TegDB is a lightweight embedded database engine with a SQL-like interface. It is written in Rust and focuses on simplicity, reliability, and predictable behavior.
The project is not trying to compete with SQLite. It is a learning and systems-design project: what happens when you build the parts of a small database yourself?
Design philosophy
The most important choice is simplicity. TegDB uses a deliberately constrained architecture:
- embedded engine
- single-process access
- write-ahead logging
- crash recovery
- B+tree-style indexing
- schema and constraint checks
- SQL-like query surface
Avoiding broad concurrency is not a weakness for this kind of project. It reduces the number of failure modes and makes the storage path easier to reason about.
Why build a database
Database internals are easier to understand when you have to implement the boring parts:
- how records are serialized
- how pages are found
- how an index points to storage
- when a transaction becomes durable
- how recovery decides what to replay
- how a query stops early with
LIMIT
Reading database code is useful.
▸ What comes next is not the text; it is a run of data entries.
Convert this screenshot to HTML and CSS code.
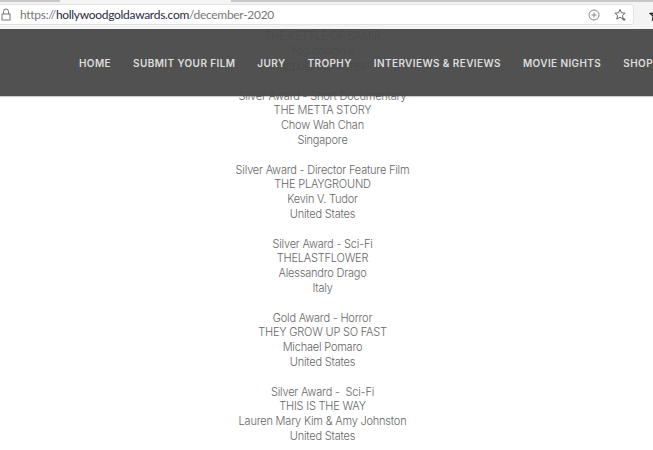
FILE: index.html
```html
<!DOCTYPE html>
<html lang="en">
<head>
<meta charset="utf-8">
<title>December 2020</title>
<link rel="stylesheet" href="styles.css">
</head>
<body>
<div class="chrome">
  <div class="tabs"><span class="tab tab-a"></span><span class="tab tab-b"></span></div>
  <div class="toolbar">
    <div class="omnibox">
      <svg class="lock" width="10" height="13" viewBox="0 0 10 13"><path d="M2.500 6V3.500a2.500 2.500 0 0 1 5 0V6" fill="none" stroke="#777"/><rect x="1" y="6" width="8" height="6" fill="none" stroke="#777"/></svg>
      <span class="url">https://<b>hollywoodgoldawards.com</b>/december-2020</span>
      <svg class="plus" width="12" height="12" viewBox="0 0 12 12"><circle cx="6" cy="6" r="5" fill="none" stroke="#888"/><path d="M6 3.500v5M3.500 6h5" stroke="#888"/></svg>
      <svg class="star" width="14" height="14" viewBox="0 0 14 14"><path d="M7 1.500l1.500 3.300 3.600.4-2.700 2.400.8 3.500L7 9.300l-3.200 1.800.8-3.500-2.700-2.400 3.600-.4z" fill="none" stroke="#666"/><path d="M11 10v3M9.500 11.500h3" stroke="#666"/></svg>
    </div>
    <svg class="star-out" width="14" height="14" viewBox="0 0 14 14"><path d="M7 1.500l1.700 3.600 3.800.5-2.800 2.600.7 3.800L7 10.100 3.600 12l.7-3.800L1.500 5.600l3.800-.5z" fill="none" stroke="#222" stroke-width="1.400"/></svg>
  </div>
</div>
<div class="page">
  <header class="nav">
    <a>HOME</a><a>SUBMIT YOUR FILM</a><a>JURY</a><a>TROPHY</a><a>INTERVIEWS &amp; REVIEWS</a><a>MOVIE NIGHTS</a><a>SHOP</a>
  </header>
  <main class="list">
    <p>THE KETTLE OF SAMIR<br>Yoo dongkuk<br>Republic of Korea</p>
    <p>Silver Award - Short Documentary<br>THE METTA STORY<br>Chow Wah Chan<br>Singapore</p>
    <p>Silver Award - Director Feature Film<br>THE PLAYGROUND<br>Kevin V. Tudor<br>United States</p>
    <p>Silver Award - Sci-Fi<br>THELASTFLOWER<br>Alessandro Drago<br>Italy</p>
    <p>Gold Award - Horror<br>THEY GROW UP SO FAST<br>Michael Pomaro<br>United States</p>
    <p>Silver Award -&nbsp; Sci-Fi<br>THIS IS THE WAY<br>Lauren Mary Kim &amp; Amy Johnston<br>United States</p>
  </main>
</div>
</body>
</html>
```
FILE: styles.css
```css
* { box-sizing: border-box; }
html, body { margin: 0; height: 100%; overflow: hidden; background: #fff; }
body { font-family: Inter, "Liberation Sans", sans-serif; width: 653px; height: 450px; }
.chrome { height: 29px; background: #f4f4f4; overflow: hidden; }
.tabs { height: 4px; display: flex; background: #f4f4f4; }
.tab { height: 2px; background: #c8c8c8; }
.tab-a { width: 60px; }
.tab-b { flex: 1; margin-left: 171px; }
.toolbar { display: flex; align-items: center; height: 21px; margin-left: -4px; }
.omnibox { width: 638px; flex: none; display: flex; align-items: center; height: 21px; margin-right: 15px; background: #fff; border: 1px solid #e2e2e2; border-radius: 3px; padding-left: 4px; }
.lock { flex: none; margin-right: 9px; }
.url { font-family: Lato, sans-serif; font-size: 12px; letter-spacing: -.3px; color: #777; flex: 1; }
.url b { font-weight: 400; color: #1f2a44; }
.plus { margin-right: 13px; }
.star { margin-right: 6px; }
.star-out { flex: none; }
.page { position: relative; }
.nav { position: absolute; top: 0; left: 0; width: 100%; height: 67px; background: rgba(72,72,72,.95); box-shadow: 0 1px 1px rgba(0,0,0,.2); display: flex; align-items: center; gap: 22px; padding-left: 79px; white-space: nowrap; }
.nav a { font-size: 10px; font-weight: 600; letter-spacing: .4px; color: #ddd; }
.list { text-align: center; font-weight: 300; font-size: 11px; letter-spacing: -.2px; line-height: 14.8px; color: #666; width: 645px; padding-top: .4px; }
.list p { margin: 0 0 14.8px; }
```
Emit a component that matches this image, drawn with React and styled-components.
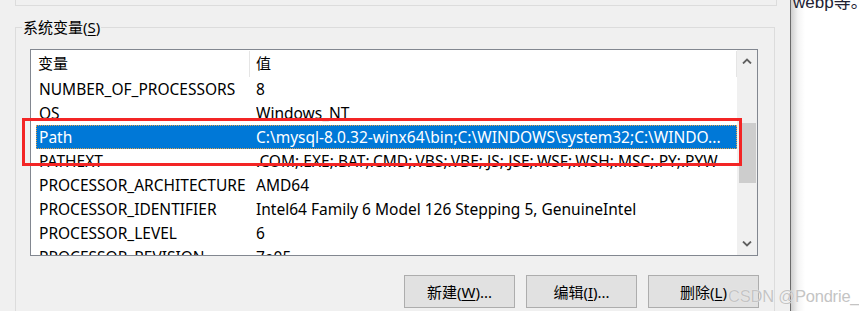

Writing a small one makes the tradeoffs harder to ignore.
Reliability work
The most interesting code in a database is often not the happy path. TegDB spends attention on:
- write-ahead log commit markers
- rollback behavior
- partial write handling
- file locking
- recovery after crash
- corruption boundaries
These are the parts that turn “data structure on disk” into “database.”
What I learned
The database abstraction is expensive because it hides many coordinated guarantees. Even a small embedded engine has to care about durability, serialization, schema behavior, query planning shortcuts, and operational failure.
The lesson is not that every app should have a custom database. The lesson is the opposite: after building even a small one, you gain more respect for mature storage engines.
Open source status
TegDB is public because the project is mainly educational and architectural. It is useful as a record of experiments in storage design, not as a claim that it should replace established embedded databases.